Las literaturas grecolatinas
forman parte de la cultura occidental desde la Edad Media hasta nuestros días.
No se puede concebir el panorama literario actual ni la historia del mismo sin
tener presentes las obras gestadas en la Antigüedad. De ellas en su origen y de
sus continuas lecturas se nutre gran parte del ideario colectivo literario. Los
clásicos, como reconocía Calvino, son «libros que ejercen una influencia
particular ya sea cuando se imponen por inolvidables, ya sea cuando se esconden
en los pliegues de la memoria mitetizándose con el inconsciente colectivo e
individual.
Eliot reconoce la
importancia de la permanencia de la tradición, y llega a aseverar –siguiendo
los preceptos de las poéticas clásicas– que es una de las características que
debe poseer el poeta:
Ningún
poeta, ningún artista, posee la totalidad de su propio significado. Su
significado, su apreciación, es la apreciación de su relación con los poetas y
artistas muertos. No se le puede valorar por sí sólo; se le debe ubicar, con
fines de contraste y comparación, entre los muertos, y esto lo propongo como un
principio de crítica no meramente histórica, sino estética.

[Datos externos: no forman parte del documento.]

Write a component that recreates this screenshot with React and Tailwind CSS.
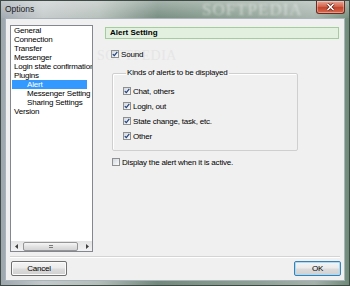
import React from "react";

const treeItems = [
  { label: "General", level: 0 },
  { label: "Connection", level: 0 },
  { label: "Transfer", level: 0 },
  { label: "Messenger", level: 0 },
  { label: "Login state confirmation", level: 0 },
  { label: "Plugins", level: 0 },
  { label: "Alert", level: 1, selected: true },
  { label: "Messenger Setting", level: 1 },
  { label: "Sharing Settings", level: 1 },
  { label: "Version", level: 0 },
];

const alertKinds = ["Chat, others", "Login, out", "State change, task, etc.", "Other"];

const CheckBox = ({ checked }) => (
  <span className="flex h-[8px] w-[8px] shrink-0 items-center justify-center border border-[#8e8f8f] bg-[linear-gradient(135deg,#d3d9e0,#f9fafb)]">
    {checked && (
      <svg width="6" height="6" viewBox="0 0 6 6">
        <path d="M0.8 3.1 L2.3 4.7 L5.3 0.9" fill="none" stroke="#1f3f7a" strokeWidth="1.2" />
      </svg>
    )}
  </span>
);

const CheckRow = ({ label, checked }) => (
  <label className="relative flex h-[8px] items-center gap-[2px]">
    <CheckBox checked={checked} />
    <span className="leading-[9px] whitespace-nowrap">{label}</span>
  </label>
);

const Button = ({ children, primary, className }) => (
  <button
    className={
      "flex h-[15px] items-center justify-center rounded-[2px] border bg-[linear-gradient(180deg,#f4f4f4_0%,#ebebeb_48%,#dcdcdc_52%,#d0d0d0_100%)] leading-[9px] " +
      (primary
        ? "border-[#3c7fb1] shadow-[inset_0_0_0_1px_#a8dcf6] "
        : "border-[#707070] shadow-[inset_0_0_0_1px_#fbfbfb] ") +
      className
    }
  >
    {children}
  </button>
);

const ScrollBar = () => (
  <div className="flex h-[10px] shrink-0 items-center bg-[linear-gradient(180deg,#e4e4e4,#f2f2f2)]">
    <div className="flex h-full w-[10px] items-center justify-center">
      <svg width="3" height="5" viewBox="0 0 3 5">
        <path d="M3 0 L0 2.5 L3 5 Z" fill="#404040" />
      </svg>
    </div>
    <div className="ml-[2px] flex h-[9px] w-[55px] items-center justify-center rounded-[2px] border border-[#959595] bg-[linear-gradient(180deg,#f6f6f6,#e2e2e2_50%,#d4d4d4)]">
      <div className="flex h-[3px] w-[4px] flex-col justify-between">
        <span className="h-px bg-[#7a7a7a]" />
        <span className="h-px bg-[#7a7a7a]" />
      </div>
    </div>
    <div className="ml-auto flex h-full w-[10px] items-center justify-center">
      <svg width="3" height="5" viewBox="0 0 3 5">
        <path d="M0 0 L3 2.5 L0 5 Z" fill="#404040" />
      </svg>
    </div>
  </div>
);

export default function App() {
  return (
    <div
      className="relative flex h-[286px] w-[350px] flex-col overflow-hidden border border-[#3f4a46] bg-[linear-gradient(90deg,#9ea6ae_0%,#c3c9ca_12%,#b4beb9_28%,#72897d_45%,#809688_58%,#90a297_75%,#a5b2ab_90%,#6f8b78_100%)] text-[8px] tracking-[-0.2px] text-black"
      style={{ fontFamily: '"Liberation Sans", Arial, sans-serif' }}
    >
      {/* glass watermark in the caption */}
      <span className="pointer-events-none absolute left-[201px] top-0 text-[17px] leading-[18px] tracking-[1px] text-white/45 blur-[1px]" style={{ fontFamily: '"Liberation Serif", serif' }}>
        SOFTPEDIA
      </span>

      <div className="relative flex h-[17px] shrink-0 items-start justify-between bg-[linear-gradient(180deg,rgba(255,255,255,0.35),rgba(255,255,255,0.05))] pl-[4px] pr-[4px]">
        <span className="mt-[3px] text-[8.5px] leading-[10px] tracking-normal text-[#1b1b1b]">Options</span>
        <button className="flex h-[13px] w-[29px] items-center justify-center rounded-b-[3px] border border-t-0 border-[#6b2a22] bg-[linear-gradient(180deg,#eba596_0%,#d2664e_45%,#c2442c_55%,#d86b4e_100%)] shadow-[inset_0_0_0_1px_rgba(255,255,255,0.35)]">
          <svg width="9" height="8" viewBox="0 0 9 8">
            <path d="M1.5 1 L7.5 7 M7.5 1 L1.5 7" stroke="#5a1e16" strokeWidth="3" />
            <path d="M1.5 1 L7.5 7 M7.5 1 L1.5 7" stroke="#ffffff" strokeWidth="1.6" />
          </svg>
        </button>
      </div>

      <div className="relative mx-[4px] mb-[4px] flex flex-1 flex-col border border-[#aab4bb] bg-[#f0f0f0]">
        <span className="pointer-events-none absolute left-[91px] top-[26px] text-[14px] tracking-[0.5px] text-[#e6e6e6]" style={{ fontFamily: '"Liberation Serif", serif' }}>
          SOFTPEDIA
        </span>

        <div className="relative flex pl-[4px] pr-[5px] pt-[6px]">
          <div className="flex h-[227px] w-[83px] flex-col border border-[#828790] bg-white">
            <div className="flex-1 overflow-hidden">
              {treeItems.map((item) => (
                <div
                  key={item.label}
                  className={
                    "ml-[1px] h-[9px] w-[75px] whitespace-nowrap leading-[9px] " +
                    (item.level ? "pl-[15px] " : "pl-[2px] ") +
                    (item.selected ? "bg-[#3399ff] text-white" : "")
                  }
                >
                  {item.label}
                </div>
              ))}
            </div>
            <ScrollBar />
          </div>

          <div className="ml-[12px] flex w-[234px] flex-col">
            <div className="mt-[2px] flex h-[12px] items-center border border-[#a3cd9b] bg-[#e2f0df] pl-[4px] font-bold tracking-normal">
              Alert Setting
            </div>

            <div className="ml-[6px] mt-[11px]">
              <CheckRow label="Sound" checked />
            </div>

            <fieldset className="ml-[7px] mt-[10px] w-[186px] rounded-[2px] border border-[#cfcfcf] pb-[10px] pl-[10px] shadow-[inset_1px_1px_0_#ffffff]">
              <legend className="ml-[3px] px-[1px] leading-[10px]">Kinds of alerts to be displayed</legend>
              <div className="mt-[9px] flex flex-col gap-[7px]">
                {alertKinds.map((kind) => (
                  <CheckRow key={kind} label={kind} checked />
                ))}
              </div>
            </fieldset>

            <div className="ml-[7px] mt-[7px]">
              <CheckRow label="Display the alert when it is active." />
            </div>
          </div>
        </div>

        <div className="mx-[4px] mt-[4px] h-[2px] border-t border-[#d4d4d4] border-b border-b-white" />

        <div className="flex justify-between pl-[5px] pr-[3px] pt-[3px]">
          <Button className="w-[56px]">Cancel</Button>
          <Button primary className="w-[47px]">OK</Button>
        </div>
      </div>
    </div>
  );
}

Aunque durante la Edad Media se practicó, en rigor, una intensa
y, a su modo, creativa imitación del legado grecolatino, es en los siglo XVI y
XVII cuando esta imitatio se produce desde la
profunda conciencia de salto, de ruptura y recuperación. Esto se produce en
gran medida por la valoración negativa, en cierta manera prejuiciada, que el
Humanismo tiene de los “siglos oscuros” medievales (con todo, puede verse ya
una marcada conciencia de salto cultural en la afirmación que Juan de Salisbury
atribuye a Bernardo de Chartres: quasi nanos, gigantium humeris
insidentes). Desde el Renacimiento la literatura latina fue
concebida como modelo a seguir o imitar.